There’s also a tastefully planted courtyard garden behind the main building, completely hidden from the street, with deckchairs and a Scandi kiosk bar serving up Japanese cocktails, beers and sake.
Surely the grandest restaurant garden of them all. The Ritz has a formally planted terrace leading out of its exquisite dining room with such splendid views over Green Park that it seems like an extension of the terrace. Executive chef John Williams MBE, an Escoffier devotee with a modern outlook, has an incredible reputation for training up brilliant chefs-in-the-making.
His present young head chef won the Roux Scholarship and spent his stage at Stockholm’s thrilling Frantzen restaurant. Ballotine of duck liver, peach and hazelnut, Cornish halibut with razor clams, mussels and grapes, and, at The Ritz one has to finish with a seasonal souffle. Choose a sunny day for lunch, and this may seem like an earthly Garden of Eden.

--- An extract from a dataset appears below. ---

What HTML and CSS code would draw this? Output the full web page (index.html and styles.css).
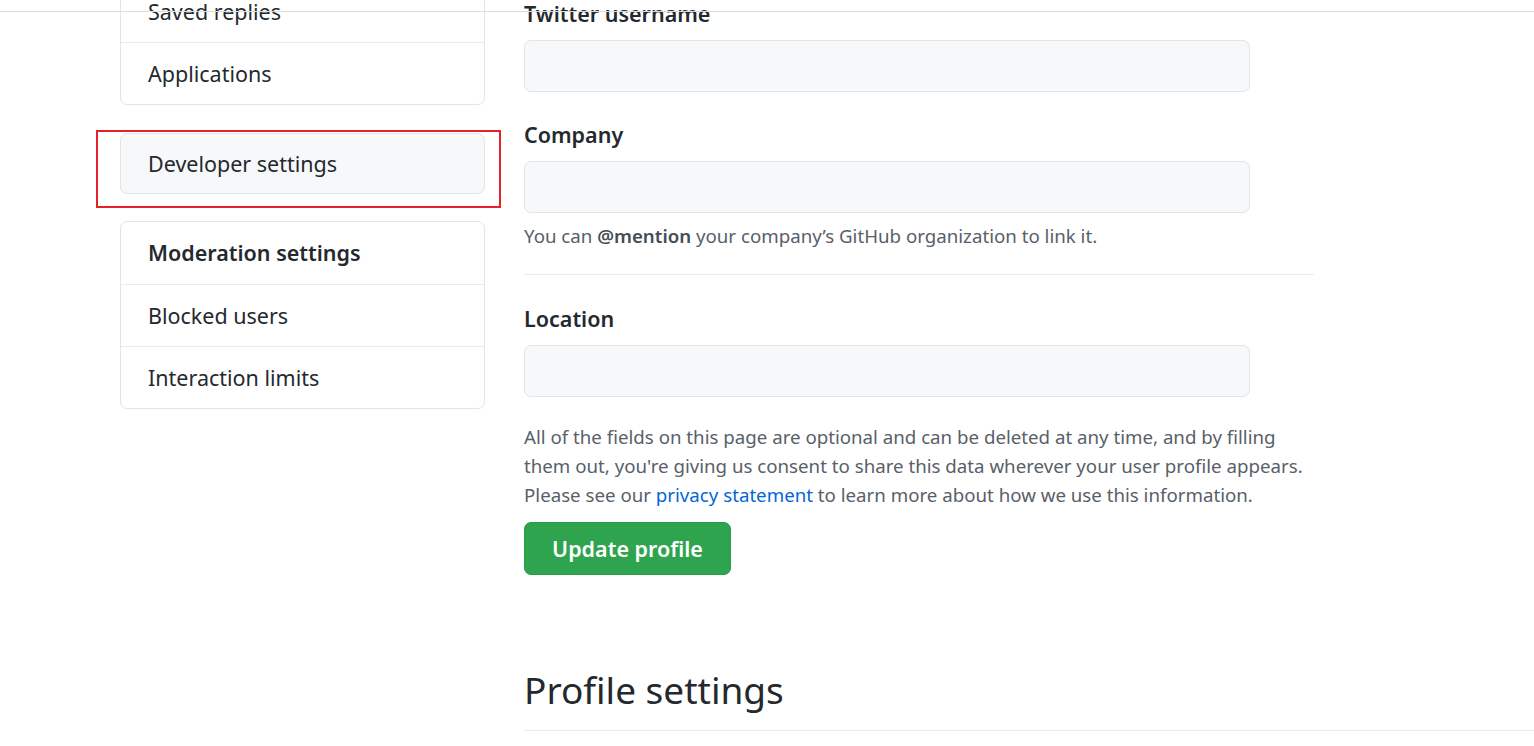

Rosehip and Rye pop-up in Highgate Woods
Catch it if you can. For the next two Tuesdays 10am-4pm until 31 August, Russian caterers Rosehip and Rye have created what’s billed as a “pop-up dacha” and it is truly convincing with a large wooden veranda for dining with bucolic, forest bathing like views across Highgate Woods. Try spiced fritters, oladushki made with new season corn, and badrijani, Georgian aubergine rolls.
Rathfinny Estate pop-up at The Refuel Terrace, Soho Hotel
Almost as fleeting a treat is Rathfinny Estate’s pop-up at the exceptionally stylish Refuel Terrace at The Soho Hotel where the planters are as gloriously bold and beautiful as owner Kit Kemp’s interior schemes. There’s Rathfinny Rose with Mangalitsa ham, peaches and thyme; Rathfinny Blanc de Noir with grilled lamb cutlets, black olive glaze, apple and tarragon relish and masterclasses too.